In some cases, there may need to be a greater reliance on evaluation at the
institutional level rather than by "outside experts." At other times increased
specialization may instead necessitate greater reliance on experts in the field
to judge both the quality and significance of a scholarly artifact. It will be
important, therefore for the College and departments to consider carefully the
composition of review committees and to ensure that all review committees have
access to the advice of individuals knowledgeable in the new technologies.
Back to the Top
Other Concerns in the Evaluation of Research
Departments are already aware of the need for nuanced evaluation of individual
faculty members, and are already working with probationary faculty and in the
development of faculty portfolios to create clear expectations for the research
plan. Departments will need to be most directly responsible for recognizing differences
in expectations that reflect the differences in technologies used while maintaining
equity between those who do and those who do not use the new technologies. The
Task Force encourages departments to be explicit in discussions with probationary
faculty and in the development of portfolios for tenured faculty. Faculty members
who depend on new technologies may have longer startup periods as they build laboratories,
develop software, and train graduate students who will assist them in their research.
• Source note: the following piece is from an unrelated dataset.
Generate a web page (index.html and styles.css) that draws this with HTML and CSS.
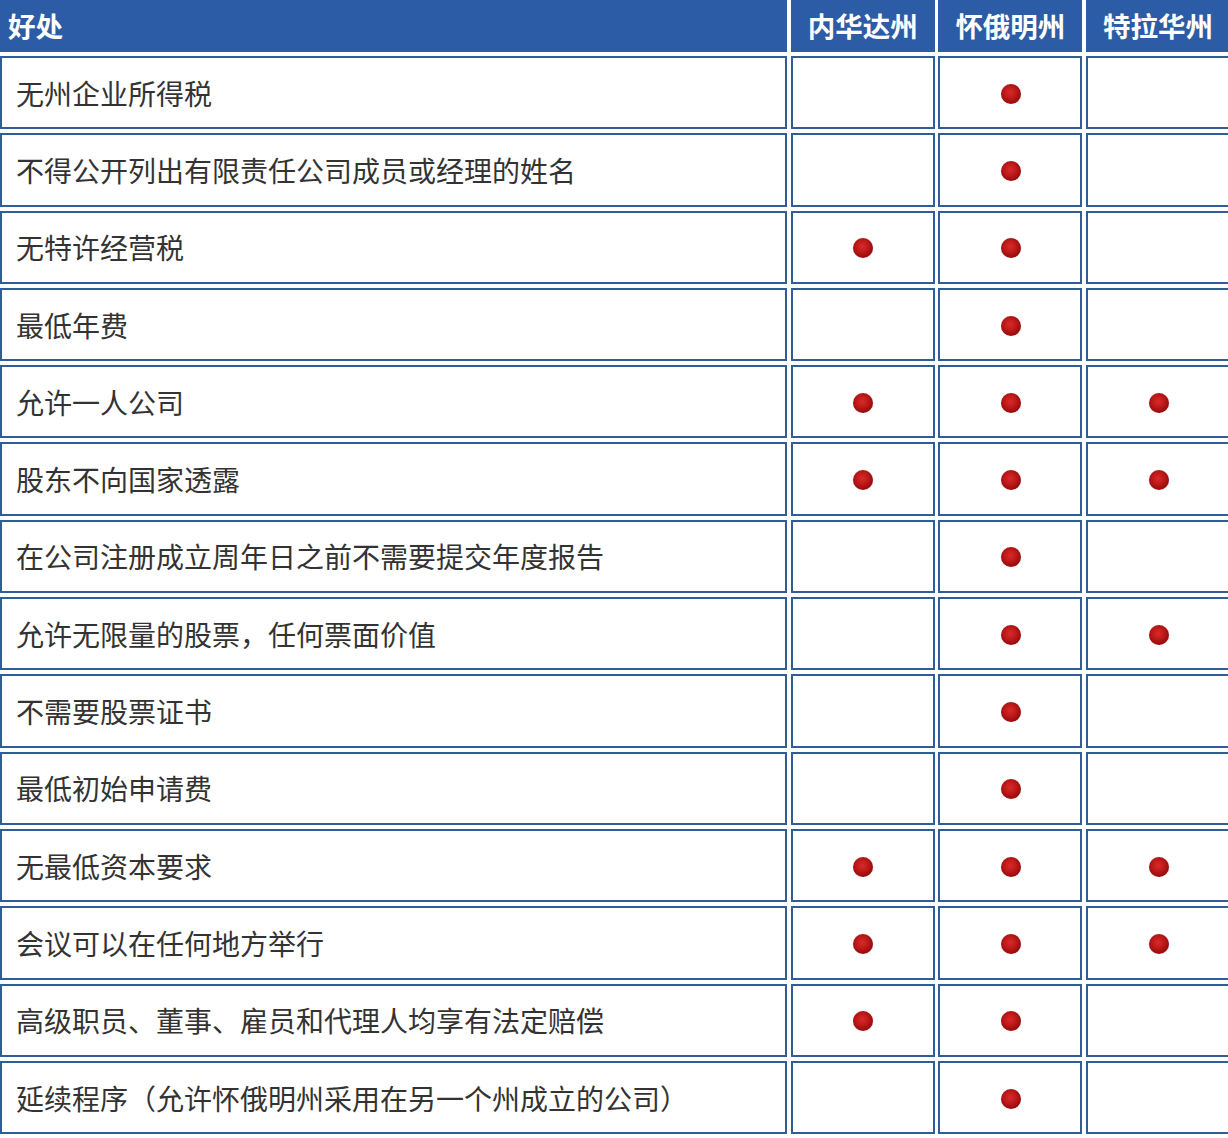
FILE: index.html
```html
<!DOCTYPE html>
<html lang="zh-CN">
<head>
<meta charset="utf-8">
<title>好处比较</title>
<link rel="stylesheet" href="styles.css">
</head>
<body>
<div class="wrap">
<div class="compare" role="table">
  <div class="row" role="row">
    <div class="th th-main" role="columnheader">好处</div>
    <div class="th" role="columnheader">内华达州</div>
    <div class="th" role="columnheader">怀俄明州</div>
    <div class="th" role="columnheader">特拉华州</div>
  </div>
  <div class="row" role="row"><div class="td label" role="cell">无州企业所得税</div><div class="td" role="cell"></div><div class="td" role="cell"><span class="dot"></span></div><div class="td" role="cell"></div></div>
  <div class="row" role="row"><div class="td label" role="cell">不得公开列出有限责任公司成员或经理的姓名</div><div class="td" role="cell"></div><div class="td" role="cell"><span class="dot"></span></div><div class="td" role="cell"></div></div>
  <div class="row" role="row"><div class="td label" role="cell">无特许经营税</div><div class="td" role="cell"><span class="dot"></span></div><div class="td" role="cell"><span class="dot"></span></div><div class="td" role="cell"></div></div>
  <div class="row" role="row"><div class="td label" role="cell">最低年费</div><div class="td" role="cell"></div><div class="td" role="cell"><span class="dot"></span></div><div class="td" role="cell"></div></div>
  <div class="row" role="row"><div class="td label" role="cell">允许一人公司</div><div class="td" role="cell"><span class="dot"></span></div><div class="td" role="cell"><span class="dot"></span></div><div class="td" role="cell"><span class="dot"></span></div></div>
  <div class="row" role="row"><div class="td label" role="cell">股东不向国家透露</div><div class="td" role="cell"><span class="dot"></span></div><div class="td" role="cell"><span class="dot"></span></div><div class="td" role="cell"><span class="dot"></span></div></div>
  <div class="row" role="row"><div class="td label" role="cell">在公司注册成立周年日之前不需要提交年度报告</div><div class="td" role="cell"></div><div class="td" role="cell"><span class="dot"></span></div><div class="td" role="cell"></div></div>
  <div class="row" role="row"><div class="td label" role="cell">允许无限量的股票，任何票面价值</div><div class="td" role="cell"></div><div class="td" role="cell"><span class="dot"></span></div><div class="td" role="cell"><span class="dot"></span></div></div>
  <div class="row" role="row"><div class="td label" role="cell">不需要股票证书</div><div class="td" role="cell"></div><div class="td" role="cell"><span class="dot"></span></div><div class="td" role="cell"></div></div>
  <div class="row" role="row"><div class="td label" role="cell">最低初始申请费</div><div class="td" role="cell"></div><div class="td" role="cell"><span class="dot"></span></div><div class="td" role="cell"></div></div>
  <div class="row" role="row"><div class="td label" role="cell">无最低资本要求</div><div class="td" role="cell"><span class="dot"></span></div><div class="td" role="cell"><span class="dot"></span></div><div class="td" role="cell"><span class="dot"></span></div></div>
  <div class="row" role="row"><div class="td label" role="cell">会议可以在任何地方举行</div><div class="td" role="cell"><span class="dot"></span></div><div class="td" role="cell"><span class="dot"></span></div><div class="td" role="cell"><span class="dot"></span></div></div>
  <div class="row" role="row"><div class="td label" role="cell">高级职员、董事、雇员和代理人均享有法定赔偿</div><div class="td" role="cell"><span class="dot"></span></div><div class="td" role="cell"><span class="dot"></span></div><div class="td" role="cell"></div></div>
  <div class="row" role="row"><div class="td label" role="cell">延续程序（允许怀俄明州采用在另一个州成立的公司）</div><div class="td" role="cell"></div><div class="td" role="cell"><span class="dot"></span></div><div class="td" role="cell"></div></div>
</div>
</div>
</body>
</html>
```

FILE: styles.css
```css
html, body {
  margin: 0;
  padding: 0;
  background: #ffffff;
  overflow: hidden;
}

body {
  font-family: "Noto Sans CJK SC", "Noto Sans", "Liberation Sans", sans-serif;
  color: #333333;
}

.wrap {
  width: 1228px;
  overflow: hidden;
}

.compare {
  display: grid;
  grid-template-columns: 787px 144px 144px 144px;
  grid-template-rows: 52px repeat(14, 73.3px);
  column-gap: 3.7px;
  row-gap: 4px;
  width: 1230.1px;
}

.row {
  display: contents;
}

.th,
.td {
  box-sizing: border-box;
  display: flex;
  align-items: center;
  justify-content: center;
  line-height: 1;
}

.th {
  background: #2c5ca6;
  color: #ffffff;
  font-weight: 700;
  font-size: 27.5px;
}

.th-main {
  justify-content: flex-start;
  padding-left: 8px;
}

.td {
  border: 2px solid #315d97;
  font-size: 28px;
}

.td.label {
  justify-content: flex-start;
  padding-left: 14px;
  color: #333333;
}

.dot {
  display: block;
  width: 20px;
  height: 20px;
  margin: 2px 0 0 1px;
  border-radius: 50%;
  background: radial-gradient(circle at 46% 42%, #d92a2a 0%, #c01a1a 35%, #990c0c 68%, #680505 100%);
  box-shadow: 0 0 1px rgba(110, 10, 10, 0.35);
}
```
The time to degree for Ph.D. students who use new technologies may also be longer
than it is for students in more traditional areas. We encourage the College to
work with central administration, the Graduate College, and other units to explore
these issues, and to incorporate into the discussion of expectations for tenure,
promotion, and other evaluations consideration of these temporal differences and
possible impediments.
Back to the Top
TEACHING
Many faculty members have found the new technologies important in their teaching.
The traditional principles for the evaluation of teaching will not change, but
the practice of this evaluation may change.
Just as peer review and publication are the essential criteria of the evaluation
of research, the evaluation of teaching has depended on a few clear parameters.
We traditionally evaluate teaching through
- an examination of course materials and course design
- an examination of the faculty member's communication with students
- student and peer evaluation of the faculty member's overall teaching.
The Task Force foresees ways in which each of these core criteria may be changed
by faculty adoption of the new pedagogies. First, we recommend that departments
and the College consider the ways in which the new technologies integrate teaching
and research more tightly than is typical in traditional teaching/research models.
We also recommend consideration of the ways in which the new technologies will
affect course design. Patterns of the use of class time and physical classroom
space may be greatly changed by new technologies. There will undoubtedly need
to be some changes in the ways in which instructor skills are evaluated. We encourage
departments and the College to support innovation in teaching practices and to
develop evaluation procedures that recognize variations from the traditional models.
Back to the Top
Some of the changes that may occur:
- Course materials may consist of a hypertext site, a course bulletin board,
and so on, in addition to or instead of traditional printed materials.
- Traditional methods of evaluating teaching may not capture the experience
of a class taught with the new technologies. Peer evaluation of teaching via classroom
visits will be difficult, or at least very different, when the "classroom" is
in a virtual rather than a physical space.
- Student evaluation may take place throughout a semester rather than through
a summary evaluation at the end of the course. We have already heard from our
colleagues that faculty-student interactions may increase dramatically with the
use of the new technologies, (e.g. through email exchanges and electronic discussion
groups) though these interactions may be cumbersome to track and difficult to
assess.
- Evaluation of courses taught using the new technologies should also recognize
the work involved in the preparation of materials that incorporate the new pedagogies.
Back to the Top
SERVICE
The new technologies bring with them increased opportunities for faculty members
to provide service at every level, from the department to the general public.
The Task Force heard many reports of the ways in which general outreach to the
state and the nation is facilitated by the new technologies. Web sites produced
in the Departments of Computer Science and Mathematics are generating email questions
and many "hits" from around the globe. The Department of Physics and Astronomy
houses the "Iowa Robotic Telescopes Site" that enables students all over the country
to do research. Faculty in the Department of English have participated in the
development of the Walt Whitman Hypertext Archive, another widely-used resource.
We encourage departments, the College, and the University to recognize and reward
those faculty members who act on the opportunities presented to them to interact
directly with members of the public and to share their research and expertise
in these ways. At the same time, we ask departments and the College to be aware
of the ways in which the new technologies increase the likelihood that faculty
members will be asked to perform more and different kinds of service than has
been traditionally true. The College should be vigilant in ensuring that there
are adequate numbers of staff and technical support personnel. We should not ask
or expect faculty members to do as "service" tasks such as software and hardware
installation or computer maintenance for departments; such work is more appropriately
done by paid professionals. Similarly, departments should mentor probationary
faculty carefully to ensure that they do not become burdened with legitimate service
opportunities that arise from their skills in and use of the new technologies.